Unfortunately, we do not understand or do not try to understand or do not like to understand Bhagavad-gītā as it is. If we try to understand Bhagavad-gītā as it is, then we have to accept a certain prescribed process. Not that because one is very erudite scholar academically, because one has got some degrees of the university he will be able to understand Bhagavad-gītā. It is not like that. Even a very layman, illiterate man, without any understanding of the Vedas, if he is a devotee, he can understand Bhagavad-gītā, whereas a person, very erudite scholar, with reputation, he cannot understand Bhagavad-gītā.
I shall cite one example when Lord Caitanya was traveling in the South India. When He was in the Raṅganātha temple of South India, one brāhmiṇ was reading Bhagavad-gītā, and his friends and neighbors knew that the brāhmiṇ was illiterate. He could not know even what is written there, but still he was trying to read Bhagavad-gītā. So some of his friends were criticizing him: "Hello, brāhmiṇ. How you are reading Bhagavad-gītā?" He knew that, "They are criticizing," so he remained silent.

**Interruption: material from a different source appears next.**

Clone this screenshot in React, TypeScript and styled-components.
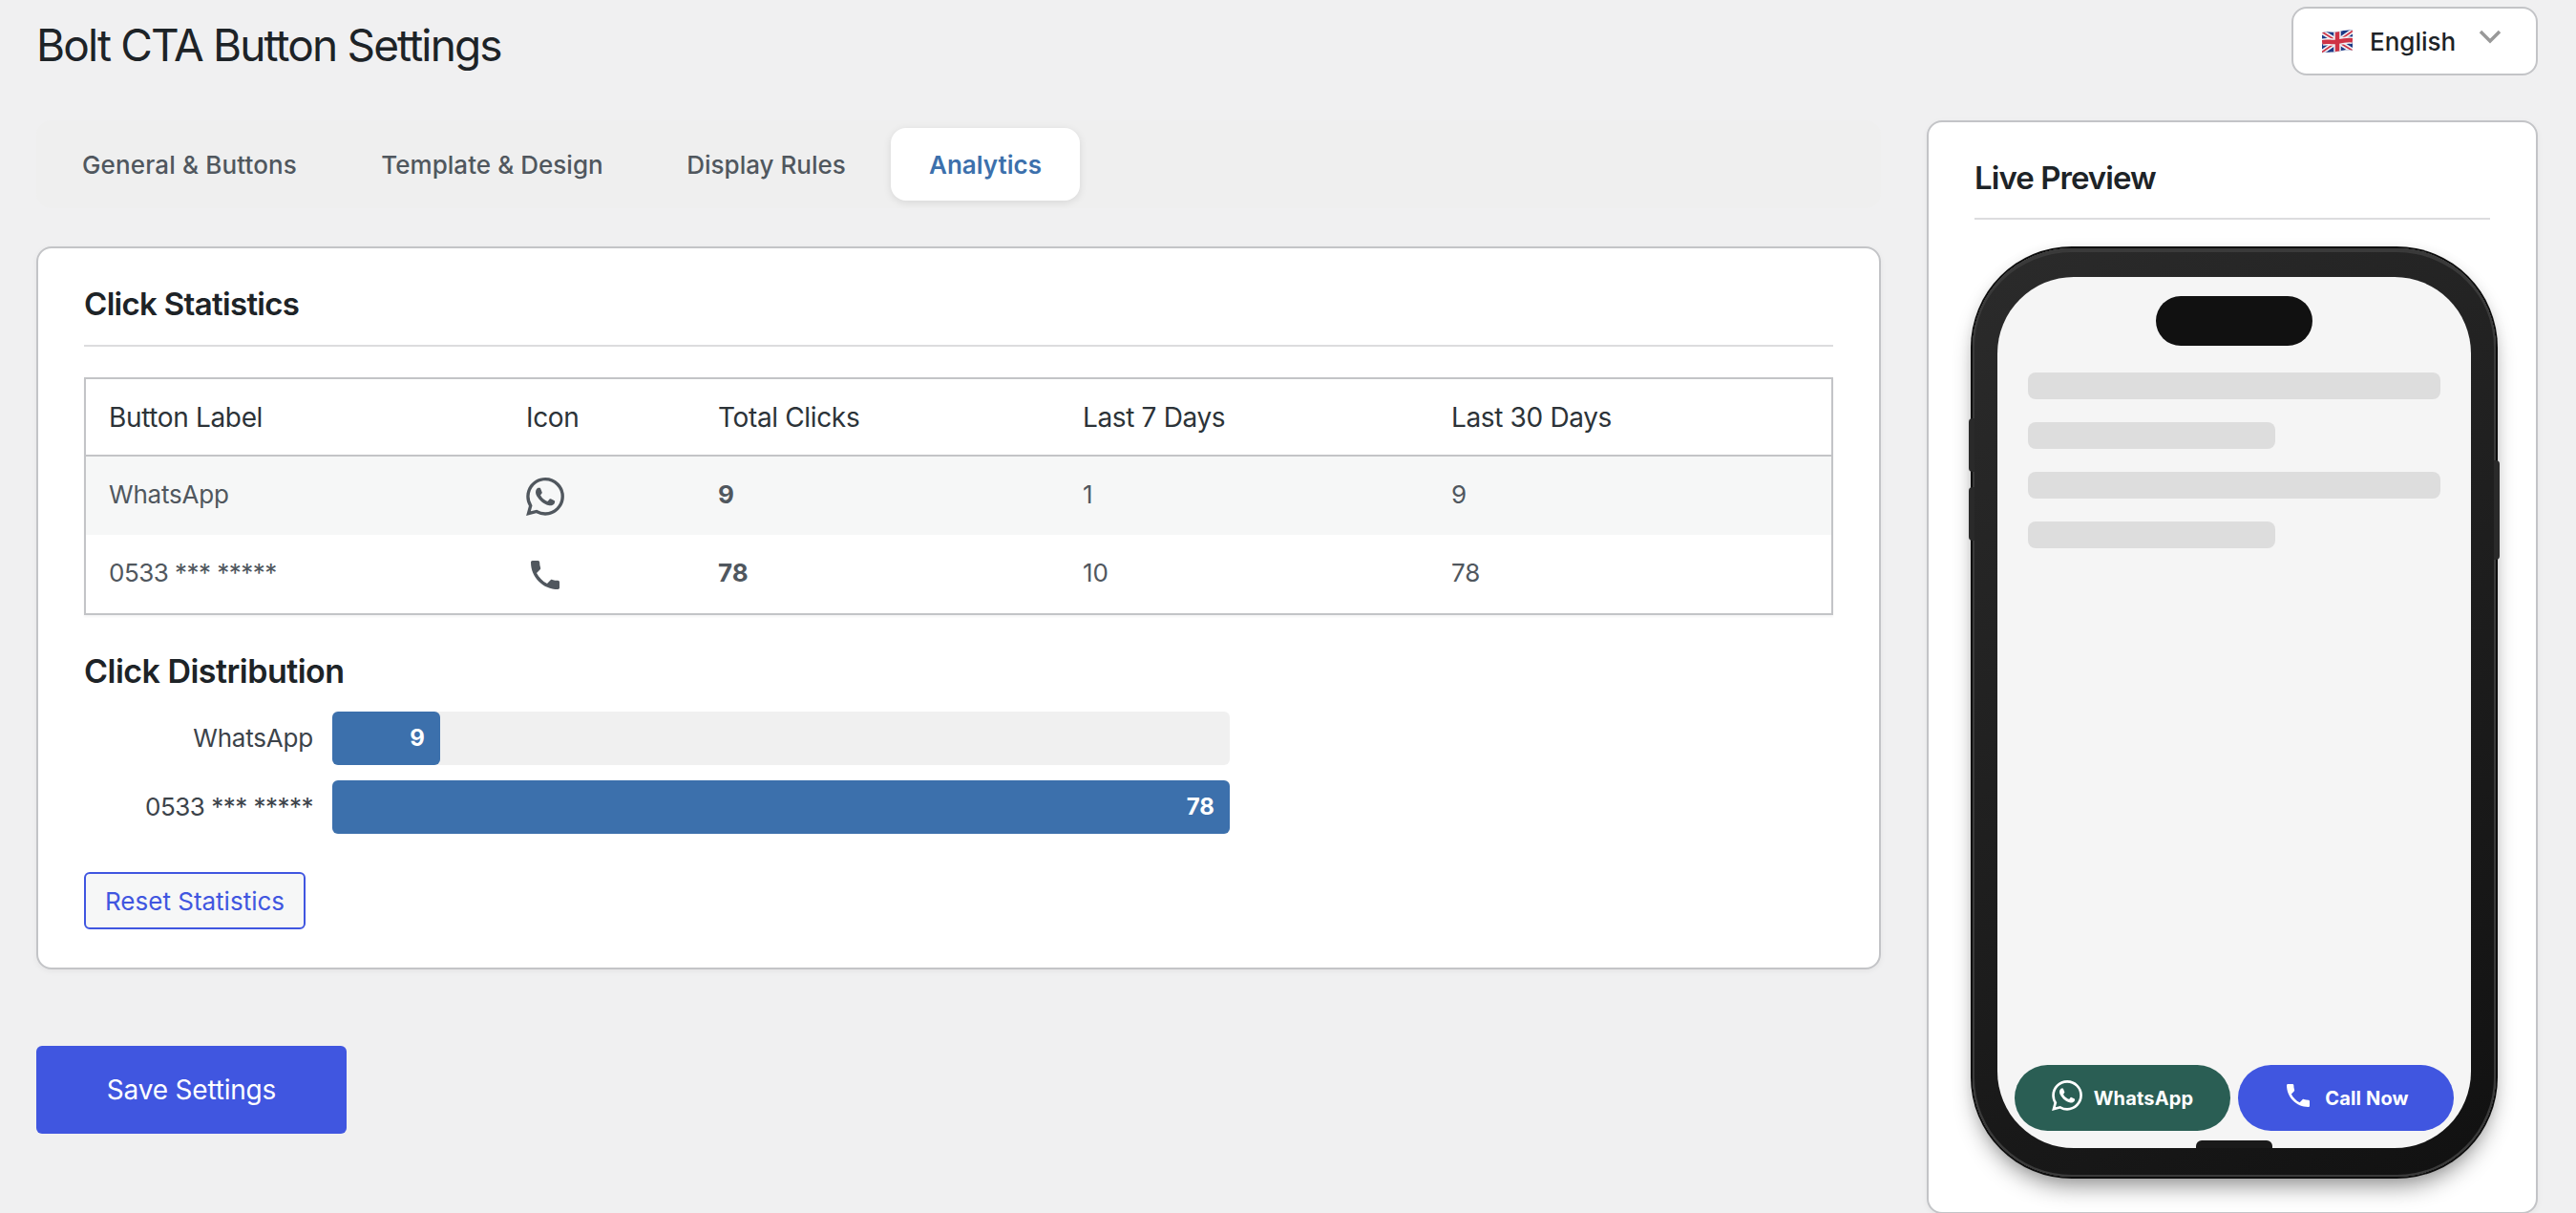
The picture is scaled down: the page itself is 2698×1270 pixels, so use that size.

But Caitanya Mahāprabhu saw that he was reading Bhagavad-gītā with transcendental ecstasy. He therefore approached him, "My dear brāhmiṇ, what you are reading?" The brāhmiṇ could understand that this gentleman, or this sannyāsī—Caitanya Mahāprabhu at that time was a sannyāsī—He was not joking; he was serious. So he informed Him, "My dear Sir, I am reading Bhagavad-gītā, but I am illiterate. My Guru Mahārāja asked me to Bhagavad-gītā . . . to read Bhagavad-gītā a few chapters daily, although he knew that I am illiterate. So I am trying to read Bhagavad-gītā, but I cannot actually read it."